Transcribe the listing in full, excluding any pictures.

+===+

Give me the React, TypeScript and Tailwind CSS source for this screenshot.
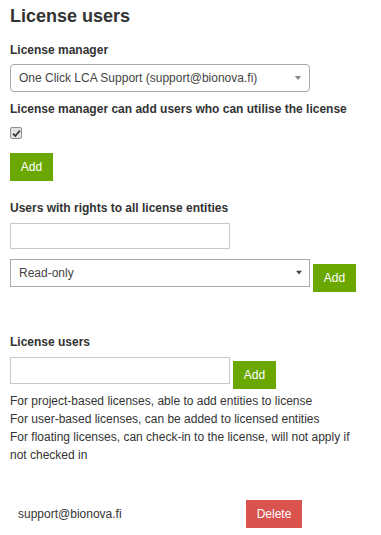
import { useState } from "react";

const FONT = "font-['Liberation_Sans',Arial,sans-serif]";

function AddButton({ className = "" }: { className?: string }) {
  return (
    <button
      type="button"
      className={`h-[28px] w-[43px] shrink-0 bg-[#6aa800] text-[12px] text-white ${className}`}
    >
      Add
    </button>
  );
}

function Caret({ className = "" }: { className?: string }) {
  return (
    <svg
      viewBox="0 0 8 5"
      className={`pointer-events-none absolute ${className}`}
      aria-hidden="true"
    >
      <path d="M0 0h8L4 5z" fill="currentColor" />
    </svg>
  );
}

export default function App() {
  const [canAdd, setCanAdd] = useState(true);

  return (
    <div className={`min-h-[535px] w-[381px] bg-white px-[10px] text-[#333] ${FONT}`}>
      <h2 className="pt-[6px] text-[18px] leading-[20px] font-bold">License users</h2>

      {/* License manager */}
      <label className="mt-[16px] block text-[12px] leading-[16px] font-bold">
        License manager
      </label>
      <div className="relative mt-[6px] w-[300px]">
        <select className="h-[28px] w-full appearance-none rounded-[4px] border border-[#aaa] bg-white pl-[8px] text-[12px] text-[#444] outline-none">
          <option>One Click LCA Support (support@bionova.fi)</option>
        </select>
        <Caret className="top-[12px] right-[8px] h-[4px] w-[8px] text-[#888]" />
      </div>

      <label className="mt-[9px] block text-[12px] leading-[16px] font-bold">
        License manager can add users who can utilise the license
      </label>
      <button
        type="button"
        onClick={() => setCanAdd(!canAdd)}
        className="mt-[10px] flex h-[12px] w-[12px] items-center justify-center rounded-[2px] border border-[#8f8f8f] bg-[#e2e2e2]"
        aria-pressed={canAdd}
      >
        {canAdd && (
          <svg viewBox="0 0 10 10" className="h-[9px] w-[9px]" aria-hidden="true">
            <path d="M1.2 5.2l2.4 2.5L8.8 1.8" fill="none" stroke="#333" strokeWidth="1.8" />
          </svg>
        )}
      </button>
      <AddButton className="mt-[14px] block" />

      {/* Users with rights to all entities */}
      <label className="mt-[19px] block text-[12px] leading-[16px] font-bold">
        Users with rights to all license entities
      </label>
      <input
        type="text"
        className="mt-[7px] block h-[26px] w-[220px] border border-[#c8c8c8] px-[6px] text-[12px] outline-none"
      />
      <div className="mt-[10px] flex items-start gap-[3px]">
        <div className="relative w-[300px]">
          <select className="h-[28px] w-full appearance-none border border-[#aaa] bg-white pl-[8px] text-[12px] text-[#444] outline-none">
            <option>Read-only</option>
          </select>
          <Caret className="top-[11px] right-[8px] h-[5px] w-[6px] text-[#444]" />
        </div>
        <AddButton className="mt-[5px]" />
      </div>

      {/* License users */}
      <label className="mt-[42px] block text-[12px] leading-[16px] font-bold">
        License users
      </label>
      <div className="mt-[7px] flex items-start gap-[3px]">
        <input
          type="text"
          className="h-[27px] w-[220px] border border-[#c8c8c8] px-[6px] text-[12px] outline-none"
        />
        <AddButton className="mt-[4px]" />
      </div>
      <div className="mt-[3px] max-w-[355px] text-[12px] leading-[18px] text-[#333]">
        <p>For project-based licenses, able to add entities to license</p>
        <p>For user-based licenses, can be added to licensed entities</p>
        <p>For floating licenses, can check-in to the license, will not apply if not checked in</p>
      </div>

      <div className="mt-[36px] flex items-center pl-[8px]">
        <span className="w-[228px] text-[12px]">support@bionova.fi</span>
        <button type="button" className="h-[28px] w-[56px] bg-[#d9534f] text-[12px] text-white">
          Delete
        </button>
      </div>
    </div>
  );
}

+===+

_Finished exercise_
Give me the React, TypeScript and Tailwind CSS source for this screenshot.
import { useState } from "react";

const FONT = "font-['Liberation_Sans',Arial,sans-serif]";

function AddButton({ className = "" }: { className?: string }) {
  return (
    <button
      type="button"
      className={`h-[28px] w-[43px] shrink-0 bg-[#6aa800] text-[12px] text-white ${className}`}
    >
      Add
    </button>
  );
}

function Caret({ className = "" }: { className?: string }) {
  return (
    <svg
      viewBox="0 0 8 5"
      className={`pointer-events-none absolute ${className}`}
      aria-hidden="true"
    >
      <path d="M0 0h8L4 5z" fill="currentColor" />
    </svg>
  );
}

export default function App() {
  const [canAdd, setCanAdd] = useState(true);

  return (
    <div className={`min-h-[535px] w-[381px] bg-white px-[10px] text-[#333] ${FONT}`}>
      <h2 className="pt-[6px] text-[18px] leading-[20px] font-bold">License users</h2>

      {/* License manager */}
      <label className="mt-[16px] block text-[12px] leading-[16px] font-bold">
        License manager
      </label>
      <div className="relative mt-[6px] w-[300px]">
        <select className="h-[28px] w-full appearance-none rounded-[4px] border border-[#aaa] bg-white pl-[8px] text-[12px] text-[#444] outline-none">
          <option>One Click LCA Support (support@bionova.fi)</option>
        </select>
        <Caret className="top-[12px] right-[8px] h-[4px] w-[8px] text-[#888]" />
      </div>

      <label className="mt-[9px] block text-[12px] leading-[16px] font-bold">
        License manager can add users who can utilise the license
      </label>
      <button
        type="button"
        onClick={() => setCanAdd(!canAdd)}
        className="mt-[10px] flex h-[12px] w-[12px] items-center justify-center rounded-[2px] border border-[#8f8f8f] bg-[#e2e2e2]"
        aria-pressed={canAdd}
      >
        {canAdd && (
          <svg viewBox="0 0 10 10" className="h-[9px] w-[9px]" aria-hidden="true">
            <path d="M1.2 5.2l2.4 2.5L8.8 1.8" fill="none" stroke="#333" strokeWidth="1.8" />
          </svg>
        )}
      </button>
      <AddButton className="mt-[14px] block" />

      {/* Users with rights to all entities */}
      <label className="mt-[19px] block text-[12px] leading-[16px] font-bold">
        Users with rights to all license entities
      </label>
      <input
        type="text"
        className="mt-[7px] block h-[26px] w-[220px] border border-[#c8c8c8] px-[6px] text-[12px] outline-none"
      />
      <div className="mt-[10px] flex items-start gap-[3px]">
        <div className="relative w-[300px]">
          <select className="h-[28px] w-full appearance-none border border-[#aaa] bg-white pl-[8px] text-[12px] text-[#444] outline-none">
            <option>Read-only</option>
          </select>
          <Caret className="top-[11px] right-[8px] h-[5px] w-[6px] text-[#444]" />
        </div>
        <AddButton className="mt-[5px]" />
      </div>

      {/* License users */}
      <label className="mt-[42px] block text-[12px] leading-[16px] font-bold">
        License users
      </label>
      <div className="mt-[7px] flex items-start gap-[3px]">
        <input
          type="text"
          className="h-[27px] w-[220px] border border-[#c8c8c8] px-[6px] text-[12px] outline-none"
        />
        <AddButton className="mt-[4px]" />
      </div>
      <div className="mt-[3px] max-w-[355px] text-[12px] leading-[18px] text-[#333]">
        <p>For project-based licenses, able to add entities to license</p>
        <p>For user-based licenses, can be added to licensed entities</p>
        <p>For floating licenses, can check-in to the license, will not apply if not checked in</p>
      </div>

      <div className="mt-[36px] flex items-center pl-[8px]">
        <span className="w-[228px] text-[12px]">support@bionova.fi</span>
        <button type="button" className="h-[28px] w-[56px] bg-[#d9534f] text-[12px] text-white">
          Delete
        </button>
      </div>
    </div>
  );
}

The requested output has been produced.